Rob Donoghue asks:
How critical is a unified style/formatting guide for developers in an agile environment? On one hand, the common formatting would seem to help the hand-off, but on the other it seems it might be seen as an unnecessary limitation.
My first instinct is to say, “Not at all. You’re pair-programming enough that the style comes reflexively, rather than being prescribed by a document.” Given that I’ve just been working on the coding standards document for our teams, however, I realize that’s not always as true as I want it to be.

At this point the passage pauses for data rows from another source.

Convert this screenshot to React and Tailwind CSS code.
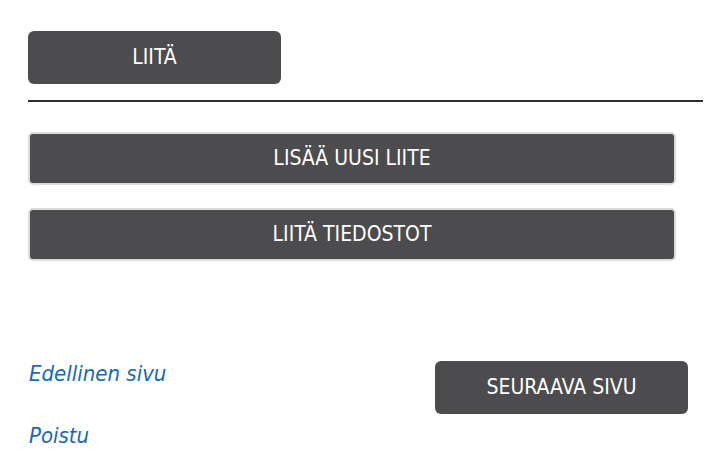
export default function App() {
  const cond = { fontFamily: '"DejaVu Sans Condensed", "DejaVu Sans", sans-serif' };
  return (
    <div className="w-[716px] h-[459px] bg-white relative overflow-hidden" style={cond}>
      <div className="pl-[28px] pr-[13px] pt-[31px]">
        <button className="w-[253px] h-[53px] rounded-[6px] bg-[#4c4b4d] text-white text-[21px] flex items-center justify-center">
          LIITÄ
        </button>
        <div className="mt-[16px] h-[2px] bg-[#2e2e2e]" />
        <div className="mt-[30px] w-[648px] flex flex-col gap-[23px]">
          <button className="h-[53px] rounded-[5px] bg-[#4c4b4d] border-2 border-[#dcdcdc] text-white text-[21px] flex items-center justify-center">
            LISÄÄ UUSI LIITE
          </button>
          <button className="h-[53px] rounded-[5px] bg-[#4c4b4d] border-2 border-[#dcdcdc] text-white text-[21px] flex items-center justify-center">
            LIITÄ TIEDOSTOT
          </button>
        </div>
        <div className="mt-[100px] flex w-[660px] justify-between">
          <div className="flex flex-col gap-[36px] pl-[1px]">
            <a className="text-[22px] italic text-[#1a68b2] leading-[26px]">Edellinen sivu</a>
            <a className="text-[22px] italic text-[#1a68b2] leading-[26px]">Poistu</a>
          </div>
          <button className="w-[253px] h-[53px] rounded-[6px] bg-[#4c4b4d] text-white text-[21px] flex items-center justify-center">
            SEURAAVA SIVU
          </button>
        </div>
      </div>
    </div>
  );
}
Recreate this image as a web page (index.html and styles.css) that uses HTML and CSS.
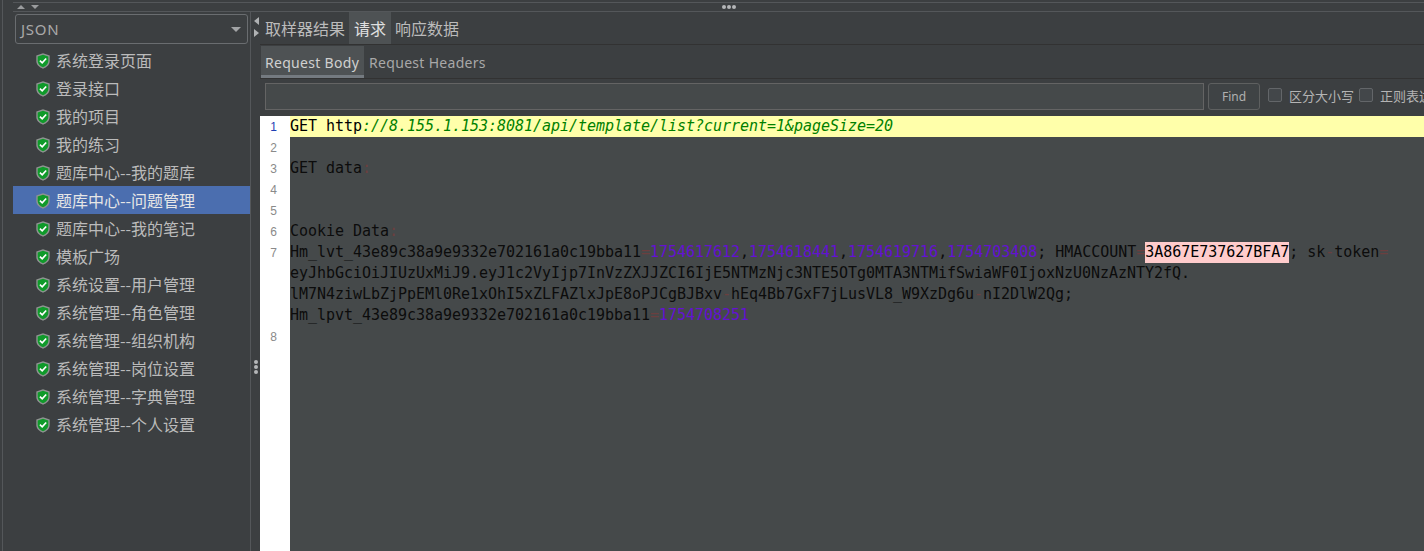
FILE: index.html
```html
<!DOCTYPE html>
<html lang="zh">
<head>
<meta charset="utf-8">
<title>JMeter</title>
<link rel="stylesheet" href="styles.css">
</head>
<body>
<svg class="defs" width="0" height="0" aria-hidden="true">
  <symbol id="shield" viewBox="0 0 14 16">
    <path d="M7 .3 13.700 2.500V8c0 3.700-2.900 6.300-6.700 7.700C3.200 14.300.3 11.700.3 8V2.500Z" fill="#8f9492"/>
    <path d="M7 1.700 12.300 3.400V8c0 2.900-2.300 5-5.300 6.200C4 13 1.700 10.900 1.700 8V3.400Z" fill="#0f9a2a"/>
    <path d="M3.900 7.700 6.200 9.800 10.200 5.500" fill="none" stroke="#fff" stroke-width="1.700"/>
  </symbol>
</svg>
<div class="app">
  <div class="topsplit">
    <div class="arrows"><i class="up"></i><i class="down"></i></div>
    <div class="dots-h"><b></b><b></b><b></b></div>
  </div>
  <div class="panes">
    <aside class="left">
      <div class="combo"><span>JSON</span><i class="down big"></i></div>
      <ul class="tree">
        <li><svg class="ic"><use href="#shield"/></svg>系统登录页面</li>
        <li><svg class="ic"><use href="#shield"/></svg>登录接口</li>
        <li><svg class="ic"><use href="#shield"/></svg>我的项目</li>
        <li><svg class="ic"><use href="#shield"/></svg>我的练习</li>
        <li><svg class="ic"><use href="#shield"/></svg>题库中心--我的题库</li>
        <li class="sel"><svg class="ic"><use href="#shield"/></svg>题库中心--问题管理</li>
        <li><svg class="ic"><use href="#shield"/></svg>题库中心--我的笔记</li>
        <li><svg class="ic"><use href="#shield"/></svg>模板广场</li>
        <li><svg class="ic"><use href="#shield"/></svg>系统设置--用户管理</li>
        <li><svg class="ic"><use href="#shield"/></svg>系统管理--角色管理</li>
        <li><svg class="ic"><use href="#shield"/></svg>系统管理--组织机构</li>
        <li><svg class="ic"><use href="#shield"/></svg>系统管理--岗位设置</li>
        <li><svg class="ic"><use href="#shield"/></svg>系统管理--字典管理</li>
        <li><svg class="ic"><use href="#shield"/></svg>系统管理--个人设置</li>
      </ul>
    </aside>
    <div class="vsplit">
      <div class="vsplit-arrows"><i class="lt"></i><i class="rt"></i></div>
      <div class="dots-v"><b></b><b></b><b></b></div>
    </div>
    <main class="right">
      <nav class="tabs">
        <span class="tab">取样器结果</span>
        <span class="tab on">请求</span>
        <span class="tab">响应数据</span>
      </nav>
      <nav class="subtabs">
        <span class="sub on">Request Body</span>
        <span class="sub">Request Headers</span>
      </nav>
      <div class="search">
        <div class="input"></div>
        <div class="btn">Find</div>
        <label class="chk"><i></i>区分大小写</label>
        <label class="chk"><i></i>正则表达式</label>
      </div>
      <div class="editor">
        <div class="ln cur"><span class="no">1</span><div class="code"><div class="row">GET http<span class="url">://8.155.1.153:8081/api/template/list?current=1&amp;pageSize=20</span></div></div></div>
        <div class="ln"><span class="no">2</span><div class="code"><div class="row"></div></div></div>
        <div class="ln"><span class="no">3</span><div class="code"><div class="row">GET data<span class="p">:</span></div></div></div>
        <div class="ln"><span class="no">4</span><div class="code"><div class="row"></div></div></div>
        <div class="ln"><span class="no">5</span><div class="code"><div class="row"></div></div></div>
        <div class="ln"><span class="no">6</span><div class="code"><div class="row">Cookie Data<span class="p">:</span></div></div></div>
        <div class="ln"><span class="no">7</span><div class="code">
          <div class="row">Hm_lvt_43e89c38a9e9332e702161a0c19bba11<span class="p">=</span><span class="n">1754617612</span>,<span class="n">1754618441</span>,<span class="n">1754619716</span>,<span class="n">1754703408</span>; HMACCOUNT<span class="p">=</span><span class="hl">3A867E737627BFA7</span>; sk<span class="p">-</span>token<span class="p">=</span></div>
          <div class="row">eyJhbGciOiJIUzUxMiJ9.eyJ1c2VyIjp7InVzZXJJZCI6IjE5NTMzNjc3NTE5OTg0MTA3NTMifSwiaWF0IjoxNzU0NzAzNTY2fQ.</div>
          <div class="row">lM7N4ziwLbZjPpEMl0Re1xOhI5xZLFAZlxJpE8oPJCgBJBxv<span class="p">-</span>hEq4Bb7GxF7jLusVL8_W9XzDg6u<span class="p">-</span>nI2DlW2Qg;</div>
          <div class="row">Hm_lpvt_43e89c38a9e9332e702161a0c19bba11<span class="p">=</span><span class="n">1754708251</span></div>
        </div></div>
        <div class="ln last"><span class="no">8</span><div class="code"><div class="row"></div></div></div>
      </div>
    </main>
  </div>
</div>
</body>
</html>
```
FILE: styles.css
```css
* { box-sizing: border-box; }
html, body { margin: 0; height: 100%; overflow: hidden; background: #3c3f41; }
.defs { display: block; height: 0; }
i { display: block; font-style: normal; }

.app {
  width: 1422px;
  height: 551px;
  margin-left: 2px;
  padding-left: 10px;
  border-left: 1px solid #54575a;
  display: flex;
  flex-direction: column;
  overflow: hidden;
  color: #bbbbbb;
  font-family: "Noto Sans CJK SC", "Noto Sans", sans-serif;
}

.topsplit {
  height: 10px;
  margin-top: 2px;
  flex: none;
  display: flex;
  align-items: center;
  justify-content: space-between;
  border-top: 1px solid #54575a;
  border-bottom: 1px solid #54575a;
  padding-left: 4px;
}
.arrows { display: flex; gap: 6px; }
.dots-h { display: flex; gap: 1px; margin-right: 688px; }
.dots-h b, .dots-v b { display: block; width: 4px; height: 4px; background: #b4b6b8; border-radius: 50%; }

.up { width: 0; height: 0; border: 4px solid transparent; border-top: 0; border-bottom: 4px solid #9a9c9e; }
.down { width: 0; height: 0; border: 4px solid transparent; border-bottom: 0; border-top: 4px solid #9a9c9e; }
.big { border-width: 5px 5px 0; border-top-color: #a2a4a6; }
.lt { width: 0; height: 0; border: 4px solid transparent; border-left: 0; border-right: 5px solid #b0b2b4; }
.rt { width: 0; height: 0; border: 4px solid transparent; border-right: 0; border-left: 5px solid #b0b2b4; }

.panes { flex: 1; display: flex; min-height: 0; }

.left {
  width: 237px;
  flex: none;
  display: flex;
  flex-direction: column;
}
.combo {
  width: 233px;
  height: 30px;
  margin: 2px 0 2px 2px;
  flex: none;
  border: 1px solid #6a6d70;
  border-radius: 3px;
  background: #3c3f41;
  display: flex;
  align-items: center;
  justify-content: space-between;
  padding: 0 6px 0 5px;
  font-size: 15px;
  letter-spacing: .7px;
  color: #a9a9a9;
  font-family: "Noto Sans", sans-serif;
}
.tree { list-style: none; margin: 0; padding: 0; flex: 1; }
.tree li {
  height: 28px;
  display: flex;
  align-items: center;
  padding-left: 23px;
  font-size: 16px;
  line-height: 28px;
  white-space: nowrap;
  color: #bbbbbb;
}
.tree li.sel { background: #4b6eaf; color: #e6e6e6; }
.ic { width: 14px; height: 16px; margin: 2px 6px 0 0; flex: none; }

.vsplit {
  width: 10px;
  flex: none;
  border-left: 1px solid #54575a;
  display: flex;
  flex-direction: column;
  align-items: center;
}
.vsplit-arrows { display: flex; flex-direction: column; gap: 4px; margin: 5px 0 0 2px; }
.dots-v { display: flex; flex-direction: column; gap: 1px; margin-top: 323px; }

.right { flex: 1; min-width: 0; display: flex; flex-direction: column; overflow: hidden; }

.tabs { height: 33px; flex: none; display: flex; padding-left: 1px; border-bottom: 1px solid #323232; }
.tab { padding: 0 4px; font-size: 16px; line-height: 32px; }
.tab.on { background: #4e5254; color: #e0e0e0; padding: 0 5px; }

.subtabs { height: 34px; flex: none; display: flex; align-items: flex-start; padding: 1px 0 0 1px; border-bottom: 1px solid #323232; }
.sub { height: 32px; padding: 0 4px; font-size: 14px; line-height: 34px; font-family: "Noto Sans", sans-serif; letter-spacing: .3px; color: #a8a8a8; }
.sub + .sub { margin-left: 1px; }
.sub.on { background: #4e5254; color: #d0d0d0; border-bottom: 3px solid #747a80; padding-right: 5px; }

.search { height: 37px; flex: none; display: flex; align-items: flex-start; padding: 4px 0 0 5px; gap: 4px; white-space: nowrap; }
.input { width: 939px; height: 27px; flex: none; background: #45494a; border: 1px solid #646464; }
.btn {
  width: 52px; height: 27px; flex: none;
  border: 1px solid #5e6060; border-radius: 3px;
  background: #3f4345;
  display: flex; align-items: center; justify-content: center;
  font-size: 12px; color: #b0b0b0;
  font-family: "Noto Sans", sans-serif;
}
.chk { height: 25px; display: flex; align-items: center; gap: 7px; font-size: 13px; color: #b4b4b4; margin-left: 4px; flex: none; }
.chk i { width: 14px; height: 14px; border: 1px solid #636669; border-radius: 2px; background: #43474a; margin-top: -2px; }
.chk + .chk { margin-left: 1px; }

.editor {
  flex: 1;
  min-height: 0;
  background: linear-gradient(to right, #ffffff 30px, #45494a 30px);
  font-family: "DejaVu Sans Mono", "Liberation Mono", monospace;
  font-size: 15px;
  letter-spacing: -.03px;
  line-height: 21px;
  color: #0c0c0c;
}
.ln { display: flex; }
.no { width: 30px; height: 21px; flex: none; padding-right: 13px; text-align: right; font-size: 12px; line-height: 22px; letter-spacing: 0; color: #8a8a8a; font-family: "Liberation Sans", sans-serif; }
.cur .no { color: #1f3fb4; }
.code { flex: 1; min-width: 0; }
.row { height: 21px; white-space: pre; }
.cur .code { background: #ffffaa; color: #000000; }
.url { color: #008000; font-style: italic; }
.p { color: #6b3f3f; }
.n { color: #6411d2; }
.hl { background: #ffcccc; color: #000000; display: inline-block; height: 21px; }
```
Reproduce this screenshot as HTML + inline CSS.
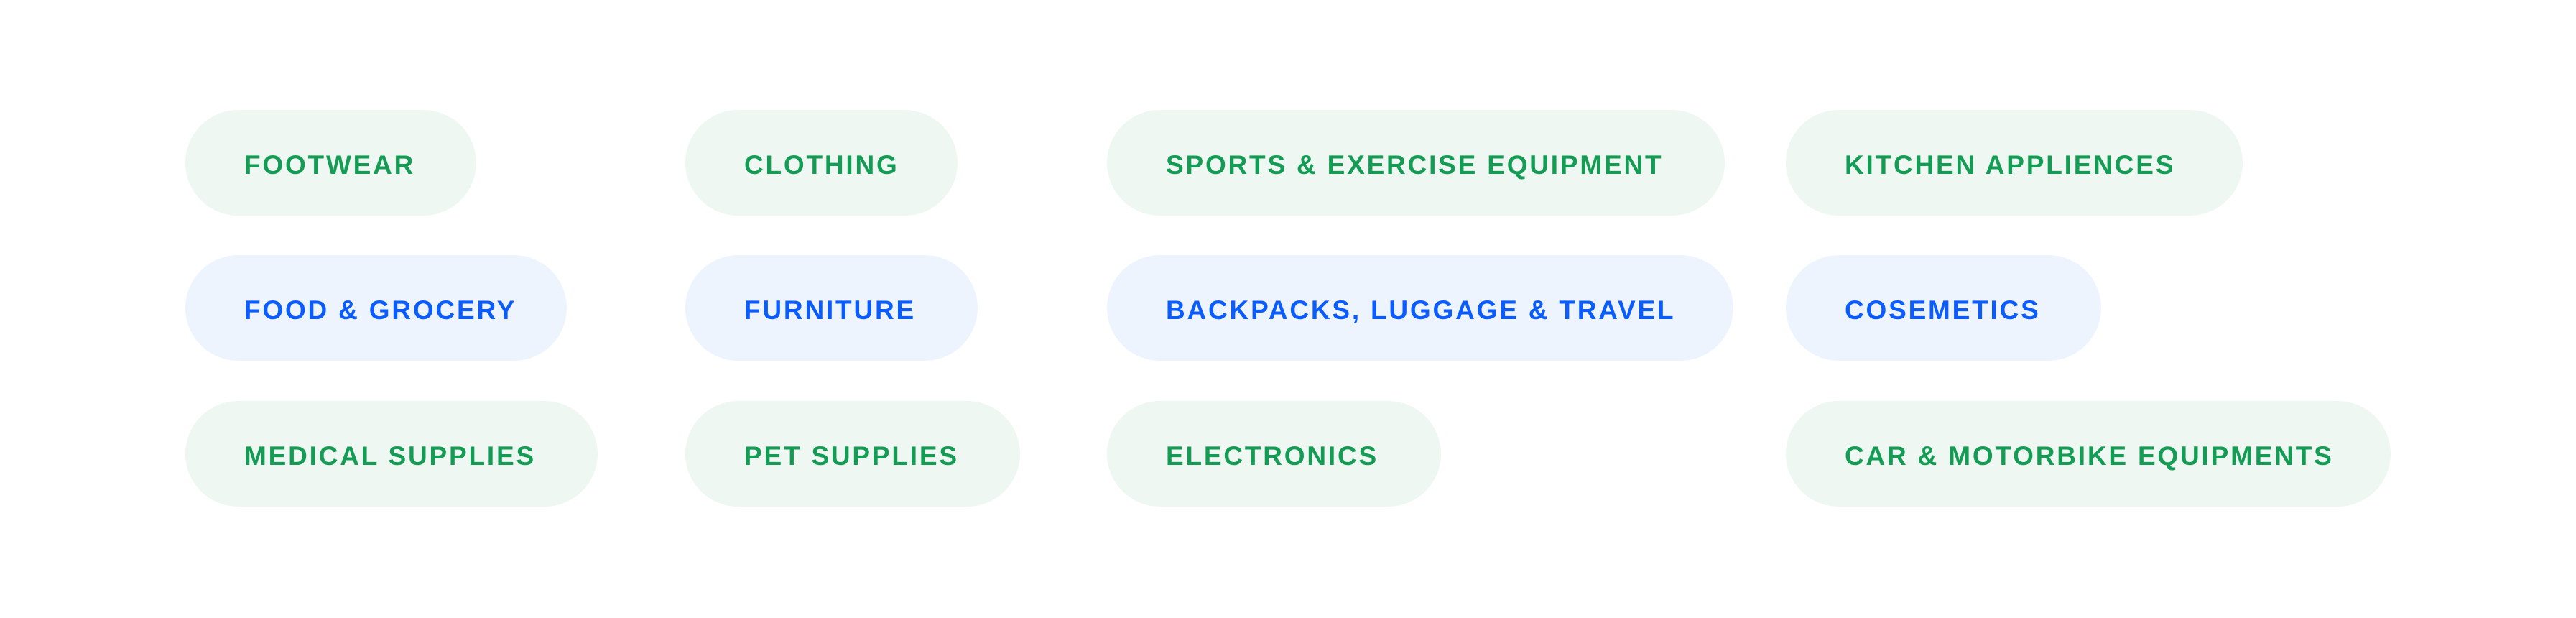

What it works out to is that you have to document what you can’t talk about. We’ve got three teams split across four different locations, so we have to rely on documentation as a replacement for conversations more than we would like. We do try to write just enough to put the right ideas in people’s heads, and nothing more. Documentation can’t substitute for judgment. It can tell people what to worry about. Here’s how our coding standards start:
At a high level, we want to embody these concepts:
* Correctness, simplicity, and clarity come first
* Do not prematurely optimize
* Do not prematurely pessimize
* Hide information
* Give each entity one cohesive responsibility
* Ensure resources have owners
* The compiler is your friend
We maintain this on wiki page; each of those bulleted points links to a page with more detailed information about specific ways we try to enact the principle.
A lot of my thinking about this has been influenced by Ron Jeffries’ Card-Conversation-Confirmation model for user stories and the Agile in a Flash cards (whose authors also have something to say about coding standards). What is written is a spur to have a conversation, so write only enough to get people talking about the right things.